STATEMENT OF SCOTT AARONSON, SENIOR VICE PRESIDENT, SECURITY
AND PREPAREDNESS, EDISON ELECTRIC INSTITUTE
Mr. Aaronson. Thank you, Chairman Wyden.
Chairman Wyden, Ranking Member Risch, members of the
Subcommittee, I appreciate the opportunity to testify before
you today on this important topic on critical infrastructure
security, and specifically, those interdependencies among the
electricity, water, and dam sector. You are going to hear some
very consistent themes across the three witnesses. My name is
Scott Aaronson. I am Senior Vice President for Security and
Preparedness at the Edison Electric Institute, or EEI. EEI is
the trade association representing all of the nation's
investor-owned electric companies. These companies serve more
than 250 million Americans and represent five percent of the
United States' gross domestic product. We are fond of saying
it's the first five percent of GDP since all other sectors rely
on our product. And that number is only growing. With the
proliferation of data centers for artificial intelligence and
fueling our digital economy, more manufacturing and industrial
processes relying on electricity, adoption of electric vehicles
across the transportation sector, and electricity increasingly
used for home heating, America's electric companies are more
important than ever to our nation's security, economic
competitiveness, and the lives and safety of our customers and
your constituents. This is a responsibility EEI's members take
very seriously.
In addition to the extraordinary growth, the grid is also
changing. With more distributed resources, two-way flows, grid-
scale battery storage, clean energy sources, and broad
digitization enabling customer control and better visibility
into this increasingly complex system, this is an exciting time
to be a part of the electric power sector. But these changes
also can bring new risks and an evolving attack surface. As the
Director of National Intelligence Worldwide Threat Assessment
has said publicly since 2019, ``Near-peer nation-states are
targeting critical infrastructure to hold the United States at
risk at a time of their choosing.'' To address these risks, the
electric power sector uses a defense-in-depth approach that
seeks to protect our most critical assets from compromise while
also understanding that defenses are never infallible. So
resilience, redundancy, and the ability to recover are integral
to our defenses too.
This resilience comes from a diversity of resources and
systems that limit single points of failure. It also comes from
the development and exercising of plans to operate degraded or
to restart systems, known as black-start capabilities, and
perhaps most importantly, a culture of mutual assistance that
supports response and recovery against all hazards. This is
most apparent when storms and natural hazards hit, but has
grown to include cyber mutual assistance capabilities and spare
equipment sharing programs. The energy grid is one big machine
with thousands of owners and operators. This community has
found common cause to work together to address the risks posed
by both Mother Nature and man-made threats.
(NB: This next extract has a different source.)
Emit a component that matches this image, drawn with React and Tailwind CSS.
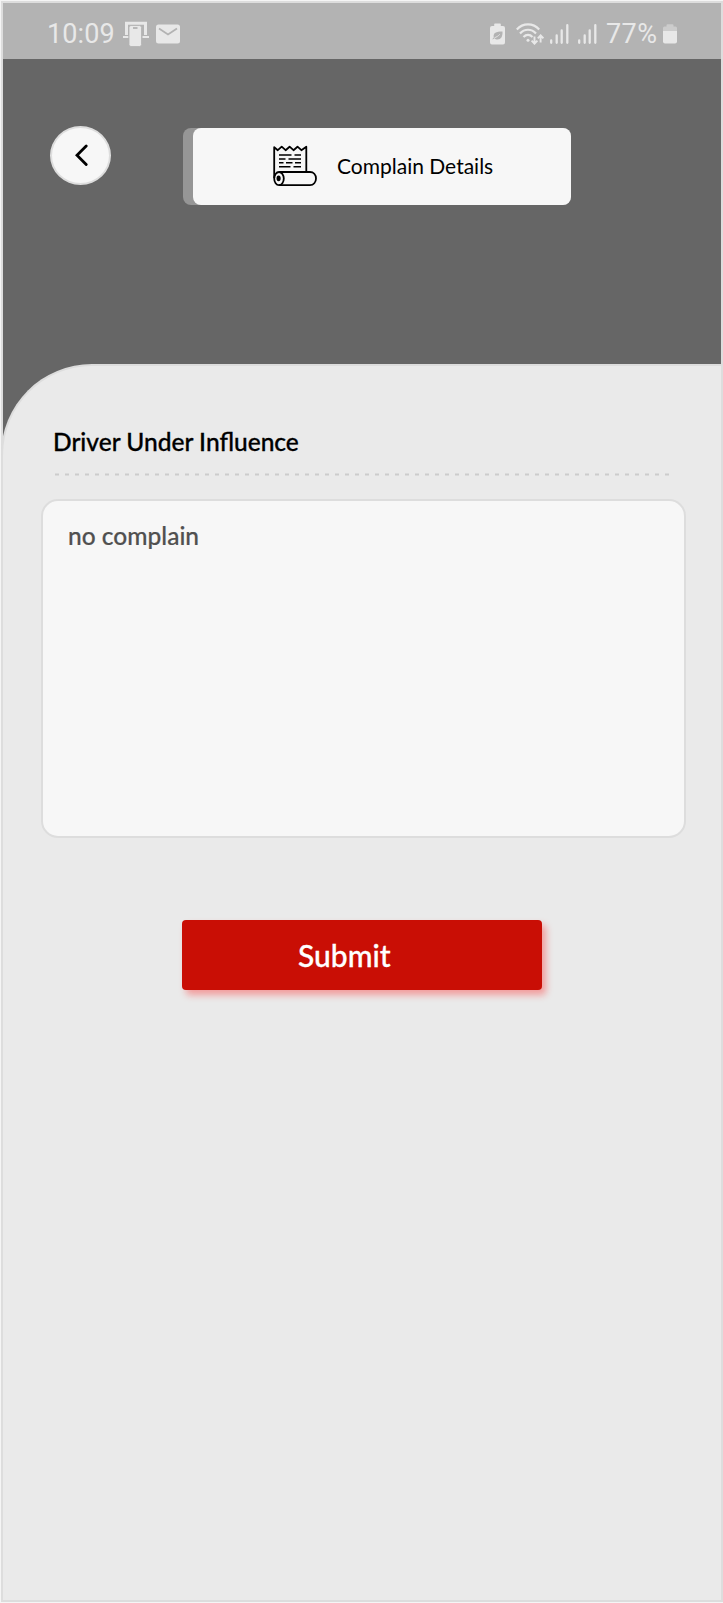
import React from "react";

function DeviceIcon() {
  return (
    <svg className="ml-[9px] h-[26px] w-[26px] shrink-0" viewBox="0 0 26 26" fill="none">
      <path d="M3.5 14V2.3H22.5V14" stroke="#e8e8e8" strokeWidth="3" />
      <path d="M0 16h5.5M19.5 16H26" stroke="#e8e8e8" strokeWidth="2.2" />
      <rect x="6" y="4.5" width="12.5" height="21" rx="2" fill="#e8e8e8" stroke="#b3b3b3" strokeWidth="0.8" />
      <path d="M10 7h4.5" stroke="#b3b3b3" strokeWidth="1.8" />
    </svg>
  );
}

function MailIcon() {
  return (
    <svg className="ml-[7px] h-[20px] w-[24px] shrink-0" viewBox="0 0 24 20" fill="none">
      <rect width="24" height="19" y="0.5" rx="2.5" fill="#e8e8e8" />
      <path d="M3 4.5l9 6 9-6" stroke="#b3b3b3" strokeWidth="1.8" />
    </svg>
  );
}

function EcoBatteryIcon() {
  return (
    <svg className="h-[22px] w-[15px] shrink-0" viewBox="0 0 15 22" fill="none">
      <path d="M5 0.5h5a.8.8 0 0 1 .8.8V3H13a2 2 0 0 1 2 2v14.500a2 2 0 0 1-2 2H2a2 2 0 0 1-2-2V5a2 2 0 0 1 2-2h2.200V1.300A.8.8 0 0 1 5 .5z" fill="#e8e8e8" />
      <path d="M12.500 8.500c.3 5-1.500 8-5 8-1.300 0-2.400-.4-3-1.200-.7.300-1.300 1.200-2 1.200.2-1.200.8-1.700 1.300-2C2.800 10 6 8.500 12.500 8.500z" fill="#b3b3b3" />
      <path d="M4.500 14.700c2-.6 3.800-1.700 5.300-3.400" stroke="#e8e8e8" strokeWidth="0.9" />
    </svg>
  );
}

function WifiIcon() {
  return (
    <svg className="ml-[11px] h-[22px] w-[28px] shrink-0" viewBox="0 0 28 22" fill="none" stroke="#e8e8e8">
      <path d="M.8 6.500C7-.3 17-.3 23.200 6.500" strokeWidth="2.200" />
      <path d="M4 10.500c4.500-5 11.500-5 16 0" strokeWidth="2.200" />
      <path d="M7.500 14c2.700-2.800 6.300-2.800 9 0" strokeWidth="2.200" />
      <circle cx="12" cy="17.300" r="1.500" fill="#e8e8e8" stroke="none" />
      <path d="M18.500 13.500v7M15.600 17.700l2.900 3 2.900-3M24.600 19.500V12.500M21.800 15.300l2.800-2.900 2.800 2.900" strokeWidth="1.900" />
    </svg>
  );
}

function SignalIcon({ className }) {
  return (
    <svg className={`h-[20px] w-[19px] shrink-0 ${className}`} viewBox="0 0 19 20" stroke="#e8e8e8" strokeWidth="2.3" strokeLinecap="round">
      <path d="M1.200 16.500V18.800M6.700 11.500V18.800M11.700 6.500V18.800M17.300 1.200V18.800" />
    </svg>
  );
}

function BatteryIcon() {
  return (
    <svg className="ml-[5px] h-[20px] w-[14px] shrink-0" viewBox="0 0 14 20">
      <path d="M0 7V4a1.500 1.500 0 0 1 1.500-1.500h2V1.200A1 1 0 0 1 4.500 .200h5a1 1 0 0 1 1 1v1.300h2A1.500 1.500 0 0 1 14 4v3z" fill="#cccccc" />
      <path d="M0 7h14v10.500a2 2 0 0 1-2 2H2a2 2 0 0 1-2-2z" fill="#e8e8e8" />
    </svg>
  );
}

function ScrollIcon() {
  return (
    <svg className="h-[42px] w-[44px] shrink-0" viewBox="0 0 44 42" fill="none" stroke="#000" strokeWidth="1.800" strokeLinejoin="round">
      <path d="M1.200 33V2.200L4.800 5.200 8.700 1.700 12.600 5.200 16.600 1.700 20.500 5.200 24.500 1.700 28.400 5.200 33.300 1.700V26.700" />
      <path d="M6 27H37C40.500 27 43 29.800 43 33.500S40.500 40.200 37 40.200H6" />
      <ellipse cx="6" cy="33.600" rx="4.800" ry="6.600" />
      <ellipse cx="5.600" cy="33.300" rx="1.200" ry="2" fill="#000" />
      <path d="M6 10H18.500M21.500 10H28M6 14H12.500M15.500 14H28M6 17.800H10.500M13 17.800H19.500M22 17.800H28M6 21.700H17.500M20.500 21.700H28" strokeWidth="1.600" />
    </svg>
  );
}

function StatusBar() {
  return (
    <div className="flex h-[56px] shrink-0 items-center justify-between bg-[#b3b3b3] pl-[44px] pr-[44px] pt-[6px] font-['Roboto',sans-serif] text-[27px] leading-none text-[#e8e8e8]">
      <div className="flex items-center">
        <span className="w-[67px] whitespace-nowrap tracking-[0.1px]">10:09</span>
        <DeviceIcon />
        <MailIcon />
      </div>
      <div className="flex items-center">
        <EcoBatteryIcon />
        <WifiIcon />
        <SignalIcon className="ml-[6px]" />
        <SignalIcon className="ml-[9px]" />
        <span className="ml-[9px] w-[52px] whitespace-nowrap tracking-[0.4px]">77%</span>
        <BatteryIcon />
      </div>
    </div>
  );
}

export default function App() {
  return (
    <div className="h-[1603px] w-[723px] overflow-hidden bg-[#f5f5f5] pb-px pl-px pt-px font-['Lato',sans-serif]">
      <div className="flex h-[1601px] w-[722px] flex-col border-2 border-[#dddddd] bg-[#666666]">
        <StatusBar />
        <header className="flex h-[304.5px] shrink-0 items-start">
          <button className="ml-[47px] mt-[66.5px] flex h-[59px] w-[61px] items-center justify-center rounded-[50%] border-2 border-[#dddddd] bg-[#f7f7f7]">
            <svg className="h-[22px] w-[14px]" viewBox="0 0 14 22" fill="none" stroke="#000" strokeWidth="2.800" strokeLinecap="round">
              <path d="M12.200 2L3 11.200 12.200 20.600" />
            </svg>
          </button>
          <div className="ml-[72px] mt-[68.6px] rounded-[8px] bg-[#969696] pl-[10px]">
            <div className="flex h-[77px] w-[378px] items-center rounded-[8px] bg-[#f7f7f7] pl-[80px]">
              <ScrollIcon />
              <h1 className="ml-[20px] whitespace-nowrap pb-[2px] text-[21px] leading-none text-black">Complain Details</h1>
            </div>
          </div>
        </header>
        <main className="-ml-[2px] flex w-[720px] flex-1 flex-col rounded-tl-[91px] border-l-2 border-t-2 border-[#dddddd] bg-[#eaeaea]">
          <h2 className="ml-[50px] mt-[61px] h-[30px] shrink-0 whitespace-nowrap text-[24.5px] font-medium leading-[30px] text-black [-webkit-text-stroke:0.3px]">Driver Under Influence</h2>
          <svg className="ml-[52px] mt-[16px] h-[3px] w-[616px] shrink-0" viewBox="0 0 616 3" stroke="#cccccc" strokeWidth="2" strokeDasharray="4 6">
            <path d="M0 1.500H616" />
          </svg>
          <div className="ml-[38px] mt-[23.5px] h-[339px] w-[644.5px] shrink-0 rounded-[17px] border-2 border-[#dddddd] bg-[#f7f7f7] pl-[25px] pt-[20px]">
            <p className="whitespace-nowrap text-[24.5px] font-medium leading-[30px] text-[#505050] [-webkit-text-stroke:0.2px]">no complain</p>
          </div>
          <button className="ml-[179px] mt-[82px] flex h-[70px] w-[360px] shrink-0 items-center rounded-[4px] bg-[#c90e05] pl-[116px] text-[30px] font-medium leading-none text-white shadow-[4px_5px_7px_rgba(255,40,40,0.4)] [-webkit-text-stroke:0.3px]">
            Submit
          </button>
        </main>
      </div>
    </div>
  );
}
In addition to these resilience efforts, the electric power
sector also has a regulatory regime that includes mandatory and
enforceable cyber and physical security standards. It may
surprise the Subcommittee, but the electric power sector
strongly supports these regulatory requirements. They provide a
foundational level of security, and we appreciate Congress
codifying the concept of an electric reliability organization
in the Federal Power Act as part of the Energy Policy Act of
2005. This construct allows experts from grid operators and
other stakeholders to develop standards that are enforced by
the Federal Energy Regulatory Commission. That said,
regulations alone cannot guarantee security because security is
not a check-the-box exercise. In fact, in order to keep up with
adversaries, asset owners and operators must be more nimble and
creative than just abiding by baseline regulations. This is
where the value of partnerships is key.
In addition to my role at EEI, I also am privileged to be a
member of the secretariat that supports the Electricity
Subsector Coordinating Council (ESCC). Along with the
cooperative and public power segments of the industry, the ESCC
brings more than two dozen CEOs and leaders from across the
sector to work with senior government officials to prepare for
and respond to serious threats to grid operations. The ESCC has
been held up as a model for how critical infrastructure sectors
can partner with each other and leverage both the industry's
visibility into its systems and our operational excellence,
along with the government's intelligence gathering capabilities
and national security responsibilities. In addition to
responding to major incidents, other ESCC priorities include
securing the grid of the future and enhancing operation and
collaboration between government and industry security experts.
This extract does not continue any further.